We have enough evidence to suggest that these microparticles are living microorganisms. In the present study, we examined nanobacteria for the presence of nucleic acids using a DNA specific dye, propidium iodide, at a concentration used to detect DNA in bacterial or mammalian cells. We observed that a high percentage of demineralized nanobacterial cells were labelled with fluorescent dye. These results confirm the presence of DNA in nanobacteria. The lack of fluorescence in controls (non-demineralised nanobacterial and medium only) show the specificity of this method. The presence of several distinct protein bands suggests that these bacteria have protein synthesizing machinery. The molecular examination of demineralised nanobacterial culture for proteins, revealed the presence of several polypeptide bands. Polyclonal antibodies raised against demineralised bacteria showed a single precipitin band with bacterial lysate; Western blot of this lysate showed a band at 39 kKDa. The presence of nanobacteria in kidney stones suggests that these bacteria may be involved in the etiology of such stones. It has been proposed that nanobacteria may act as seeds for mineral deposits and thus for kidney stone formation [5, 6, 9]. Our results show a significant incorporation of calcium by these bacteria.
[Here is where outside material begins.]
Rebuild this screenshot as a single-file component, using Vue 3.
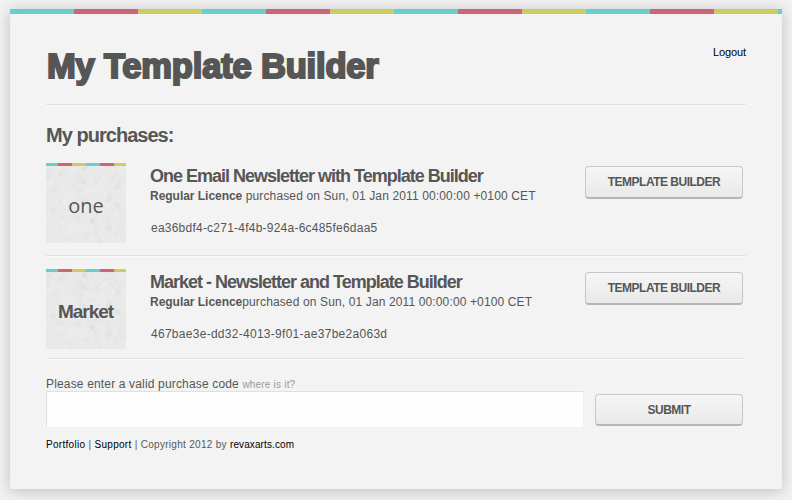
<script setup>
const purchases = [
  {
    id: 1,
    label: 'one',
    kind: 'one',
    title: 'One Email Newsletter with Template Builder',
    gap: true,
    date: 'purchased on Sun, 01 Jan 2011 00:00:00 +0100 CET',
    code: 'ea36bdf4-c271-4f4b-924a-6c485fe6daa5'
  },
  {
    id: 2,
    label: 'Market',
    kind: 'market',
    title: 'Market - Newsletter and Template Builder',
    gap: false,
    date: 'purchased on Sun, 01 Jan 2011 00:00:00 +0100 CET',
    code: '467bae3e-dd32-4013-9f01-ae37be2a063d'
  }
]

// Mottled paper texture: seeded translucent squares on the thumbnail
let seed = 41
const rand = () => {
  seed = (seed * 16807) % 2147483647
  return seed / 2147483647
}
const tiles = []
for (let i = 0; i < 190; i++) {
  const size = 4 + Math.floor(rand() * 3)
  tiles.push({
    x: Math.floor(rand() * 20) * 4,
    y: Math.floor(rand() * 20) * 4,
    size,
    fill: rand() > 0.4 ? '#ffffff' : '#c8c8c8',
    opacity: (0.03 + rand() * 0.09).toFixed(2)
  })
}
</script>

<template>
  <div class="page">
    <main class="card">
      <div class="stripes"></div>
      <div class="content">
        <header class="header">
          <h1 class="logo">My Template Builder</h1>
          <a class="logout">Logout</a>
        </header>
        <h2 class="heading">My purchases:</h2>
        <section v-for="p in purchases" :key="p.id" class="item" :class="p.kind">
          <div class="thumb">
            <svg class="texture" width="80" height="80" viewBox="0 0 80 80">
              <rect width="80" height="80" fill="#e9e9e9" />
              <rect
                v-for="(t, i) in tiles" :key="i" :x="t.x" :y="t.y"
                :width="t.size" :height="t.size" :fill="t.fill" :opacity="t.opacity"
              />
              <g shape-rendering="crispEdges">
                <rect width="12" height="3" fill="#66cfce" />
                <rect x="12" width="14" height="3" fill="#cd6577" />
                <rect x="26" width="14" height="3" fill="#cecb63" />
                <rect x="40" width="14" height="3" fill="#66cfce" />
                <rect x="54" width="14" height="3" fill="#cd6577" />
                <rect x="68" width="12" height="3" fill="#cecb63" />
              </g>
            </svg>
            <span class="name">{{ p.label }}</span>
          </div>
          <div class="info">
            <h3 class="title">{{ p.title }}</h3>
            <p class="licence"><strong>Regular Licence</strong><template v-if="p.gap">&nbsp;</template>{{ p.date }}</p>
            <p class="code">{{ p.code }}</p>
          </div>
          <button class="btn">TEMPLATE BUILDER</button>
        </section>
        <form class="form" @submit.prevent>
          <label class="label" for="code">Please enter a valid purchase code <small class="hint">where is it?</small></label>
          <div class="row">
            <input id="code" class="input" type="text" />
            <button class="btn submit">SUBMIT</button>
          </div>
        </form>
        <footer class="footer"><a>Portfolio</a> | <a>Support</a> | Copyright 2012 by <a class="site">revaxarts.com</a></footer>
      </div>
    </main>
  </div>
</template>

<style>
body {
  background: #f2f2f2;
}
</style>

<style scoped>
.page {
  box-sizing: border-box;
  height: 500px;
  padding: 9px 10px 11px;
  overflow: hidden;
  background: #f2f2f2;
  color: #565656;
  font: 12px/14px "Liberation Sans", Arial, sans-serif;
}
.card {
  height: 480px;
  background: #f3f3f3;
  box-shadow: 0 2px 14px rgba(0, 0, 0, 0.22);
}
.stripes {
  height: 5px;
  background: repeating-linear-gradient(90deg, #66cfce 0 64px, #cd6577 64px 128px, #cecb63 128px 192px);
}
.content {
  padding: 0 36px;
}
h1, h2, h3, p {
  margin: 0;
}
.header {
  box-sizing: border-box;
  display: flex;
  justify-content: space-between;
  height: 92px;
  padding: 32px 0 0;
  border-bottom: 1px solid #fafafa;
  box-shadow: inset 0 -1px #e0e0e0;
}
.logo {
  padding-left: 1px;
  font: bold 34.5px/41px "Liberation Sans", Arial, sans-serif;
  letter-spacing: -0.17px;
  -webkit-text-stroke: 2.1px #565656;
  white-space: nowrap;
}
.logout {
  font-size: 11px;
  line-height: 13px;
  letter-spacing: -0.1px;
  color: #000;
}
.heading {
  height: 57px;
  padding-top: 17px;
  box-sizing: border-box;
  font-size: 20px;
  line-height: 24px;
  letter-spacing: -0.97px;
}
.item {
  display: flex;
  align-items: flex-start;
  box-sizing: border-box;
  height: 94px;
  margin-bottom: 12px;
  border-bottom: 1px solid #fafafa;
  box-shadow: inset 0 -1px #e0e0e0;
}
.item.market {
  height: 91px;
  margin-bottom: 0;
}
.thumb {
  display: grid;
  width: 80px;
  height: 80px;
  margin-right: 24px;
}
.texture, .name {
  grid-area: 1 / 1;
}
.name {
  place-self: center;
  padding-top: 5px;
}
.one .name {
  font: 20px/24px "Open Sans", "Noto Sans", sans-serif;
}
.market .name {
  padding-right: 1px;
  font-weight: bold;
  font-size: 19px;
  line-height: 24px;
  letter-spacing: -1px;
}
.info {
  flex: 1;
  white-space: nowrap;
}
.title {
  padding-top: 2px;
  font-size: 18px;
  line-height: 23px;
  letter-spacing: -1px;
}
.licence {
  padding-top: 1px;
  line-height: 14px;
  letter-spacing: 0.13px;
}
.licence strong {
  letter-spacing: -0.03px;
}
.code {
  padding: 18px 0 0 1px;
  letter-spacing: 0.23px;
}
.market .code {
  letter-spacing: 0.28px;
}
.btn {
  box-sizing: border-box;
  width: 158px;
  height: 33px;
  margin: 3px 3px 0 0;
  padding: 0;
  border: 1px solid #c8c8c8;
  border-bottom: 2px solid #b5b5b5;
  border-radius: 4px;
  background: linear-gradient(#f6f6f6, #e9e9e9);
  color: #565656;
  font: bold 12px/14px "Liberation Sans", Arial, sans-serif;
  letter-spacing: -0.5px;
}
.form {
  padding-top: 17px;
}
.label {
  display: block;
  height: 14px;
  letter-spacing: 0.16px;
}
.hint {
  font-size: 10px;
  letter-spacing: 0.2px;
  color: #999;
}
.row {
  display: flex;
  gap: 12px;
}
.input {
  box-sizing: border-box;
  width: 537px;
  height: 36px;
  padding: 0 8px;
  border: 0;
  border-top: 1px solid #e0e0e0;
  border-left: 1px solid #e0e0e0;
  background: #fefefe;
}
.submit {
  width: 148px;
  height: 32px;
  margin-right: 0;
}
.footer {
  padding-top: 11px;
  font-size: 10px;
  letter-spacing: 0.3px;
  white-space: nowrap;
}
.footer a {
  color: #000;
}
.footer .site {
  letter-spacing: 0.1px;
}
</style>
They were also found to accelerate in vitro crystal growth under supersaturated conditions of calcium by COM assay, as a significant increase in 14C-oxalate incorporation into seed crystals was seen in their presence.

The present study was initiated to confirm the presence of nanobacteria in kidney stones from a north Indian population, and to study their potential role in kidney stone formation. Our results indicate the presence of atypical mineral forming ultrafilterable nanobacteria like micro-organisms in the kidney stones. Our findings indicate that these are living organisms rather than non-living macromolecules capable of self-propagation. However, there is a need for further studies to characterize and to delineate sets of unambiguous criteria to validate the existence of these bacteria and their role in urinary stone disease.